Statistical inference using machine learning and classical techniques based on accumulated local effects (ALE)
Chitu Okoli
TL;DR
This work advances $ALE$ as a robust, model-agnostic framework for global ML explanations by addressing reliability on small datasets, introducing interpretable $ALE$-based effect sizes ($ALER$, $ALED$, $NALER$, $NALED$), and establishing bootstrapped confidence regions for inference; it also prescribes full-model bootstrapping to mitigate overfitting in small samples and demonstrates these methods on a large (diamonds) and a small (math achievement) dataset, with implementations in the $ale$ package for R. The contributions enable reliable, nuanced conclusions about predictor effects across the entire domain, balancing effect size summaries with domain-specific confidence regions that reveal heterogeneous patterns.

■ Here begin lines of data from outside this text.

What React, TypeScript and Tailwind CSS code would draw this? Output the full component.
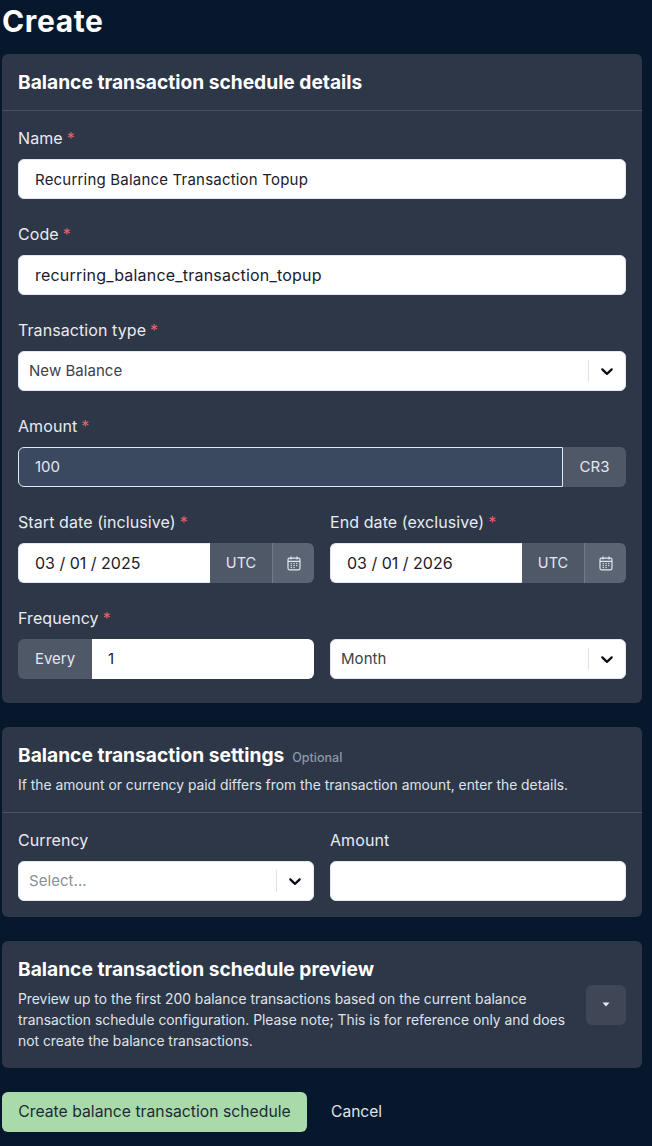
import React from "react";

const Req = () => <span className="text-[#e5626b] ml-1">*</span>;

function Label({ children, req }: { children: React.ReactNode; req?: boolean }) {
  return (
    <div className="h-6 mb-2 text-[16px] leading-[22px] tracking-[0.08px] text-[#e8ebf0]">
      {children}
      {req && <Req />}
    </div>
  );
}

function Chevron() {
  return (
    <svg width="20" height="20" viewBox="0 0 20 20" fill="#0a0f1a">
      <path d="M4.516 7.548c.436-.446 1.043-.481 1.576 0L10 11.295l3.908-3.747c.533-.481 1.141-.446 1.574 0 .436.445.408 1.197 0 1.615-.406.418-4.695 4.502-4.695 4.502a1.095 1.095 0 0 1-1.576 0S4.924 9.581 4.516 9.163c-.409-.418-.436-1.17 0-1.615z" />
    </svg>
  );
}

function SelectBox({ value, placeholder }: { value?: string; placeholder?: string }) {
  return (
    <div className="h-10 w-full flex items-center bg-white rounded-md border border-[#e2e8f0]">
      <span className={`flex-1 pl-[10px] text-[15px] tracking-[0.05px] ${placeholder ? "text-[#8b8f96]" : "text-[#3d4148]"}`}>
        {value || placeholder}
      </span>
      <span className="w-px h-[22px] bg-[#dde3ea]" />
      <span className="w-[36px] flex justify-center items-center">
        <Chevron />
      </span>
    </div>
  );
}

function TextBox({ value, code }: { value: string; code?: boolean }) {
  return (
    <div
      className={`h-10 w-full flex items-center bg-white rounded-md border border-[#e2e8f0] px-4 text-[#1a202c] ${
        code ? "text-[16px] tracking-[0.2px]" : "pt-[2px] text-[15px] tracking-[0.2px]"
      }`}
    >
      {value}
    </div>
  );
}

function CalendarIcon() {
  return (
    <svg width="14" height="15" viewBox="0 0 14 15" fill="none" stroke="#e2e8f0" strokeWidth="1.2">
      <rect x="1" y="2.2" width="12" height="11.6" rx="1.5" />
      <path d="M1 5.4h12M4 .6v3M10 .6v3" />
      <path d="M3.6 7.6h1.4M6.3 7.6h1.4M9 7.6h1.4M3.6 9.6h1.4M6.3 9.6h1.4M9 9.6h1.4M3.6 11.6h1.4M6.3 11.6h1.4" strokeWidth="1" />
    </svg>
  );
}

function DateBox({ value }: { value: string }) {
  return (
    <div className="h-10 w-full flex items-stretch">
      <div className="flex-1 flex items-center bg-white rounded-l-md border border-r-0 border-[#e2e8f0] pl-4 text-[16px] text-[#1a202c]">
        {value}
      </div>
      <div className="w-[62px] flex items-center justify-center bg-[#4f5867] text-[14.5px] text-[#e2e8f0]">UTC</div>
      <div className="w-[42px] flex items-center justify-center bg-[#5b6472] rounded-r-md border-l border-[#737b88]">
        <CalendarIcon />
      </div>
    </div>
  );
}

export default function App() {
  return (
    <div className="min-h-[1146px] bg-[#07182d] pl-[2px] pr-[10px] font-['Inter',sans-serif]">
      <h1 className="h-[54px] pt-[2px] text-[30px] leading-[38px] font-bold tracking-[0.6px] text-white">Create</h1>

      <section className="bg-[#2d3748] rounded-md">
        <div className="h-[57px] px-4 flex items-center border-b border-[#4a5261]">
          <h2 className="text-[19.2px] font-bold text-white">Balance transaction schedule details</h2>
        </div>
        <div className="px-4 pt-4 pb-6 flex flex-col gap-6">
          <div>
            <Label req>Name</Label>
            <TextBox value="Recurring Balance Transaction Topup" />
          </div>
          <div>
            <Label req>Code</Label>
            <TextBox code value="recurring_balance_transaction_topup" />
          </div>
          <div>
            <Label req>Transaction type</Label>
            <SelectBox value="New Balance" />
          </div>
          <div>
            <Label req>Amount</Label>
            <div className="h-10 flex items-stretch">
              <div className="flex-1 flex items-center bg-[#3a4960] border border-[#e2e8f0] rounded-l-md pl-4 text-[15px] text-[#e2e8f0]">
                100
              </div>
              <div className="w-[63px] flex items-center justify-center bg-[#4f5867] rounded-r-md text-[15px] text-[#e2e8f0]">
                CR3
              </div>
            </div>
          </div>
          <div className="grid grid-cols-2 gap-4">
            <div>
              <Label req>Start date (inclusive)</Label>
              <DateBox value="03 / 01 / 2025" />
            </div>
            <div>
              <Label req>End date (exclusive)</Label>
              <DateBox value="03 / 01 / 2026" />
            </div>
          </div>
          <div>
            <Label req>Frequency</Label>
            <div className="grid grid-cols-2 gap-4">
              <div className="h-10 flex items-stretch">
                <div className="w-[74px] flex items-center justify-center bg-[#4f5867] rounded-l-md text-[15px] text-[#e2e8f0]">
                  Every
                </div>
                <div className="flex-1 flex items-center bg-white rounded-r-md pl-4 text-[15px] text-[#1a202c]">1</div>
              </div>
              <SelectBox value="Month" />
            </div>
          </div>
        </div>
      </section>

      <section className="mt-6 bg-[#2d3748] rounded-md">
        <div className="h-[86px] px-4 pt-[15px] border-b border-[#4a5261]">
          <div className="flex items-baseline h-[27px]">
            <h2 className="text-[19.2px] font-bold text-white leading-[27px]">Balance transaction settings</h2>
            <span className="ml-2 text-[12.5px] font-medium text-[#8d97a8]">Optional</span>
          </div>
          <p className="mt-[6px] text-[13.85px] leading-5 text-[#dfe3e9]">
            If the amount or currency paid differs from the transaction amount, enter the details.
          </p>
        </div>
        <div className="px-4 pt-4 pb-4 grid grid-cols-2 gap-4">
          <div>
            <Label>Currency</Label>
            <SelectBox placeholder="Select..." />
          </div>
          <div>
            <Label>Amount</Label>
            <div className="h-10 bg-white rounded-md border border-[#e2e8f0]" />
          </div>
        </div>
      </section>

      <section className="mt-6 h-[127px] bg-[#2d3748] rounded-md pl-4 pr-4 flex items-center">
        <div className="flex-1 pr-[16px]">
          <h2 className="text-[19.2px] font-bold text-white leading-[27px] -mt-[2px]">Balance transaction schedule preview</h2>
          <p className="mt-[6px] text-[13.85px] leading-[21px] text-[#dfe3e9]">
            Preview up to the first 200 balance transactions based on the current balance transaction schedule
            configuration. Please note; This is for reference only and does not create the balance transactions.
          </p>
        </div>
        <button className="w-10 h-10 shrink-0 rounded-md bg-[#3f4757] flex items-center justify-center">
          <svg width="8" height="5" viewBox="0 0 8 5" fill="#e8ebf0">
            <path d="M0.5 0.5h7L4 4.5z" />
          </svg>
        </button>
      </section>

      <div className="mt-6 flex items-center">
        <button className="h-10 w-[305px] rounded-md bg-[#a9dbaa] text-[15.75px] text-[#1f2937]">
          Create balance transaction schedule
        </button>
        <button className="ml-6 text-[15.6px] text-[#dfe3e9]">Cancel</button>
      </div>
    </div>
  );
}
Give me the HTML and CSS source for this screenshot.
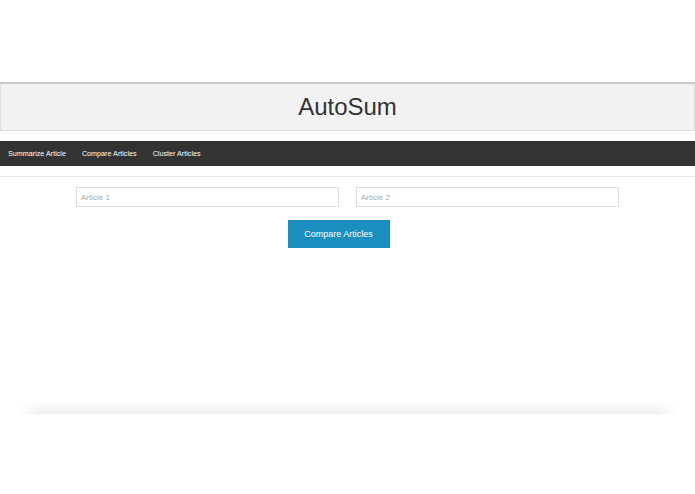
FILE: index.html
```html
<!DOCTYPE html>
<html>
<head>
<meta charset="utf-8">
<link rel="stylesheet" href="styles.css">
</head>
<body>
<div class="page">
  <header class="header"><h1 class="title">AutoSum</h1></header>
  <nav class="nav">
    <a class="nav-link">Summarize Article</a>
    <a class="nav-link">Compare Articles</a>
    <a class="nav-link">Cluster Articles</a>
  </nav>
  <div class="divider"></div>
  <form class="form">
    <div class="inputs">
      <input class="field" type="text" placeholder="Article 1">
      <input class="field" type="text" placeholder="Article 2">
    </div>
    <button class="btn" type="button">Compare Articles</button>
  </form>
  <div class="spacer"></div>
  <div class="shade"></div>
</div>
</body>
</html>
```
FILE: styles.css
```css
html, body { margin: 0; padding: 0; background: #fff; }
body { font-family: "Liberation Sans", Arial, Helvetica, sans-serif; color: #333; }
.page { padding-top: 82px; }
.header {
  height: 46px;
  background: #f2f2f2;
  border: 1px solid #dcdcdc;
  border-top: 2px solid #c9c9c9;
  display: flex; align-items: center; justify-content: center;
}
.title { margin: 0; font-weight: normal; font-size: 24px; color: #333; }
.nav {
  margin-top: 10px;
  height: 25px;
  background: #333;
  display: flex; align-items: center;
  padding-left: 8px; gap: 16px;
}
.nav-link { color: #fff; font-size: 7.2px; }
.divider { margin-top: 10px; height: 1px; background: #e6e6e6; }
.form { display: flex; flex-direction: column; align-items: center; padding-top: 10px; margin: 0; }
.inputs { display: flex; gap: 17px; }
.field {
  box-sizing: border-box; width: 263px; height: 20px;
  border: 1px solid #dedede; padding: 0 4px;
  font-family: inherit; font-size: 8px; color: #333; outline: none;
}
.field::placeholder { color: #aaa; }
.btn {
  margin-top: 13px; width: 102px; height: 28px;
  background: #1a8fbf; color: #fff; border: 0;
  font-family: inherit; font-size: 9px; margin-left: -18px;
}
.spacer { height: 152px; }
.shade {
  margin: 0 16px; height: 14px;
  background: linear-gradient(to bottom, rgba(240,240,240,0), #efefef);
  -webkit-mask-image: linear-gradient(to right, transparent, #000 24px, #000 calc(100% - 24px), transparent);
  mask-image: linear-gradient(to right, transparent, #000 24px, #000 calc(100% - 24px), transparent);
}
```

The practical impact lies in providing researchers and practitioners with scalable, interpretable tools for statistical inference in ML contexts, including clear guidance on when effects are practically meaningful beyond statistical significance. Together, these advances deepen the interpretability and trustworthiness of model explanations in diverse applied settings, particularly where data are limited or effects are highly non-linear.
Abstract
Accumulated Local Effects (ALE) is a model-agnostic approach for global explanations of the results of black-box machine learning (ML) algorithms. There are at least three challenges with conducting statistical inference based on ALE: ensuring the reliability of ALE analyses, especially in the context of small datasets; intuitively characterizing a variable's overall effect in ML; and making robust inferences from ML data analysis. In response, we introduce innovative tools and techniques for statistical inference using ALE, establishing bootstrapped confidence intervals tailored to dataset size and introducing ALE effect size measures that intuitively indicate effects on both the outcome variable scale and a normalized scale. Furthermore, we demonstrate how to use these tools to draw reliable statistical inferences, reflecting the flexible patterns ALE adeptly highlights, with implementations available in the 'ale' package in R. This work propels the discourse on ALE and its applicability in ML and statistical analysis forward, offering practical solutions to prevailing challenges in the field.